羽田の滑走路脇を進む。真っ暗な海と陸、色とりどりの誘導灯が冷たい空気のせいか美しく硬く輝く。速度を落とした船、いきなりどーんと船を揺らす衝撃にまっすぐには走れない。左右に船首を振る。さらに速度を落とす。おかしい。この船の挙動が今までとまったく違う。ぐーっと右に傾いた船、立てなおすために転舵を繰り返すが、反応がワンテンポどころかものすごく鈍感になっている。しばらくそのまま我慢をして船の挙動を見ていると、やっと舵が効いてきて転舵していく。ところがある一点を越えるとさらに傾いでいく。誘導水?ここからは見えない船首が、しぶきで水浸しになりバラストが崩れ出しているのでは?そうであれば船内には誘導水が発生して、挙動を不自然なものとする。船はピッチングを繰り返しているので良くは判らなかったが、心なしかバウトリムとなっていないか。大きな舵がついているが、艫があがってしまうとどうしようもなくなる。ましてや一端右にかしいだ平底の船、そこに誘導水の力が働くとしたら、そのまま船をひっくり返してしまう力となりうる。転覆の二文字が頭をよぎる。やばい、と思ったときに、軸先のウッチーの海中電灯がはちゃめちゃに振られている。避難!なんだかわからないが、とにかくどっかに着けよう。多摩川!そこに逃げこめば左側にはタンカー用の岸壁がある。右転舵をする。傾きがなかなか収まらない。このまま何かの力が加われば、肌に粟が立つ。もしやと思ったところで復元してくれた。そのまま30分ほどかけてなんとかごまかしながら多摩川に入りこむ。風がブランケになりやっと船が安定したところで、ずぶ濡れのウッチーが寒さに震えながら報告に来た。
船内は水浸しだそうだ。

17:30頃、なんとか本船用の岸壁にもやいを取り、みんなで船内に入ったビルジを汲み出す。
相当な量の海水を、凍えた体で汲み出すのは辛い。造船所の方は会社に電話をし、排水ポンプとともに着替えや食料を持ってきてもらうよう応援を頼んでくれた。幸い機関までには水は行っていなかった。発電機も使える。だが船内の畳は水浸し。それを一枚一枚はがし、すべてが終了したのはもう真夜中となっていた。そこではじめて全員で遅い夕食を摂る。カップヌードルの暖かいスープが五臓六腑に染み渡る。
ウッチーをはじめとした造船所の方々は、私の知らないところで水との戦いを余儀なくされていた。操船席からはまったくわからなかった。その話がくつろぎとともに笑い話になっている。心から良かったと思えた瞬間であった。
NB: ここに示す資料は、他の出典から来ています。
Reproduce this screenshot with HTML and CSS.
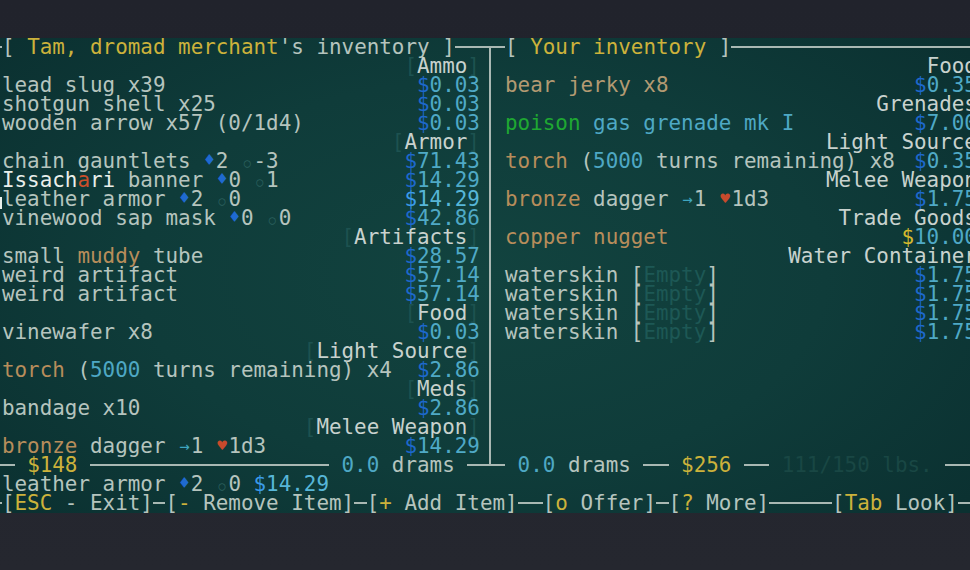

船の中で暖房を思いっきりかけて夜明けを迎え、明るくなってから出港をした。多摩川からは運河を経由し、約16マイルほどであろうか。6:00頃の出港で7:30には無事横浜の造船所にたどり着いた。南の風が吹いている中、運河だけをたどっていけばあのような水との戦いは無かっただろう。だが、羽田沖はどうしても通らなければならなかった。しかも、この船にはまったく考えられていない波の中だったのだろう。対応が遅れ誘導水まで発生させてしまい、あわやという思いをしてしまったのは、やはり夜間航行という無理があり、状況判断に遅れがあったからだろう。
屋形船という極端な例となってしまったが、プレジャーボートにも充分当てはまる。
船によっては、たとえば外洋の波を全く考慮せず造った船も事実あり、またその使用目的によっては、外洋とは言わずこの屋形船のようにまったく波のことを考慮せずに造った船もある。それらは説明書には明記されてはいない。だが、その生産地、艇のコンセプトなどでも想像しながら判断することもでき、また船型に目が肥えた方にはある程度の想像もできるだろう。自船のことをよく知る。そしてそれには逆らわない。無理はしない。これが絶対だ。その船の特性をよく考えて運行しないとこの屋形船のような怖い思いをすることもあるかもしれない、という教訓に置き換えていただければと切に思う。